───── Stored data
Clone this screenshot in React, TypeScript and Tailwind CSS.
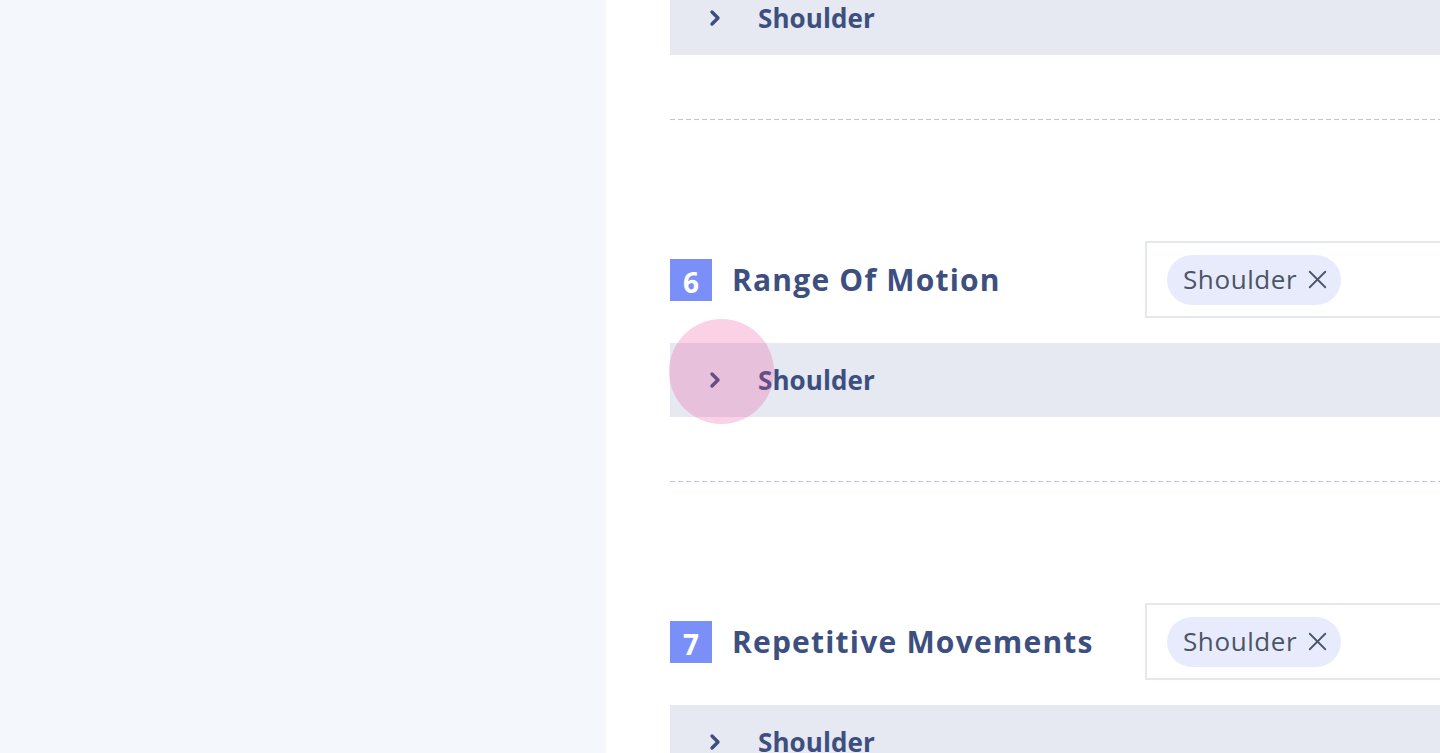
import React from 'react';
import { ChevronRight, X } from 'lucide-react';

const font = { fontFamily: '"Open Sans", "Liberation Sans", sans-serif' };

const Bar: React.FC<{ className?: string }> = ({ className = '' }) => (
  <div className={`h-[74px] bg-[#e6e9f2] flex items-center shrink-0 ${className}`}>
    <ChevronRight className="ml-[33px] text-[#3d4f7f]" size={24} strokeWidth={3.4} />
    <span className="ml-[31px] text-[26px] font-bold text-[#3d4f7f] tracking-[0.1px]">Shoulder</span>
  </div>
);

const Divider = () => (
  <div className="mt-16 h-px shrink-0 bg-[repeating-linear-gradient(90deg,#bcc2f0_0px,#bcc2f0_5px,transparent_5px,transparent_8px)]" />
);

const Section: React.FC<{ num: number; title: string; touch?: boolean }> = ({ num, title, touch }) => (
  <div className="mt-[121px] shrink-0">
    <div className="flex items-center h-[77px]">
      <div className="w-[475px] flex items-center">
        <div className="w-[42px] h-[42px] bg-[#7b8ff9] flex items-center justify-center text-white text-[28px] font-bold pt-1">
          {num}
        </div>
        <h2 className="ml-[20px] text-[30px] font-bold text-[#3d4f7f] tracking-[1.2px]">{title}</h2>
      </div>
      <div className="w-[700px] h-[77px] border-2 border-[#e4e7ee] flex items-center pl-[20px] shrink-0">
        <div className="h-[50px] rounded-full bg-[#e8ebfc] flex items-center pl-[16px] pr-[8px] gap-[5px]">
          <span className="text-[26px] text-[#4a5568] tracking-[0.6px]">Shoulder</span>
          <X size={31} strokeWidth={1.4} className="text-[#4a5568]" />
        </div>
      </div>
    </div>
    <div className="relative mt-[25px]">
      <Bar />
      {touch && (
        <div className="absolute left-[-1px] top-[-24px] w-[105px] h-[105px] rounded-full bg-[#ec4899]/25" />
      )}
    </div>
    <Divider />
  </div>
);

export default function App() {
  return (
    <div className="flex w-[1440px] h-[753px] overflow-hidden bg-white" style={font}>
      <div className="w-[606px] h-full bg-[#f4f7fc] shrink-0" />
      <div className="flex-1 overflow-hidden pl-[64px]">
        <div className="flex flex-col w-[1300px]">
          <Bar className="-mt-[19px]" />
          <Divider />
          <Section num={6} title="Range Of Motion" touch />
          <Section num={7} title="Repetitive Movements" />
        </div>
      </div>
    </div>
  );
}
──────────
Requirement
Repeat the full listing above exactly, with no pictures in the copy.

Final result
Clone this screenshot in React, TypeScript and Tailwind CSS.
import React from 'react';
import { ChevronRight, X } from 'lucide-react';

const font = { fontFamily: '"Open Sans", "Liberation Sans", sans-serif' };

const Bar: React.FC<{ className?: string }> = ({ className = '' }) => (
  <div className={`h-[74px] bg-[#e6e9f2] flex items-center shrink-0 ${className}`}>
    <ChevronRight className="ml-[33px] text-[#3d4f7f]" size={24} strokeWidth={3.4} />
    <span className="ml-[31px] text-[26px] font-bold text-[#3d4f7f] tracking-[0.1px]">Shoulder</span>
  </div>
);

const Divider = () => (
  <div className="mt-16 h-px shrink-0 bg-[repeating-linear-gradient(90deg,#bcc2f0_0px,#bcc2f0_5px,transparent_5px,transparent_8px)]" />
);

const Section: React.FC<{ num: number; title: string; touch?: boolean }> = ({ num, title, touch }) => (
  <div className="mt-[121px] shrink-0">
    <div className="flex items-center h-[77px]">
      <div className="w-[475px] flex items-center">
        <div className="w-[42px] h-[42px] bg-[#7b8ff9] flex items-center justify-center text-white text-[28px] font-bold pt-1">
          {num}
        </div>
        <h2 className="ml-[20px] text-[30px] font-bold text-[#3d4f7f] tracking-[1.2px]">{title}</h2>
      </div>
      <div className="w-[700px] h-[77px] border-2 border-[#e4e7ee] flex items-center pl-[20px] shrink-0">
        <div className="h-[50px] rounded-full bg-[#e8ebfc] flex items-center pl-[16px] pr-[8px] gap-[5px]">
          <span className="text-[26px] text-[#4a5568] tracking-[0.6px]">Shoulder</span>
          <X size={31} strokeWidth={1.4} className="text-[#4a5568]" />
        </div>
      </div>
    </div>
    <div className="relative mt-[25px]">
      <Bar />
      {touch && (
        <div className="absolute left-[-1px] top-[-24px] w-[105px] h-[105px] rounded-full bg-[#ec4899]/25" />
      )}
    </div>
    <Divider />
  </div>
);

export default function App() {
  return (
    <div className="flex w-[1440px] h-[753px] overflow-hidden bg-white" style={font}>
      <div className="w-[606px] h-full bg-[#f4f7fc] shrink-0" />
      <div className="flex-1 overflow-hidden pl-[64px]">
        <div className="flex flex-col w-[1300px]">
          <Bar className="-mt-[19px]" />
          <Divider />
          <Section num={6} title="Range Of Motion" touch />
          <Section num={7} title="Repetitive Movements" />
        </div>
      </div>
    </div>
  );
}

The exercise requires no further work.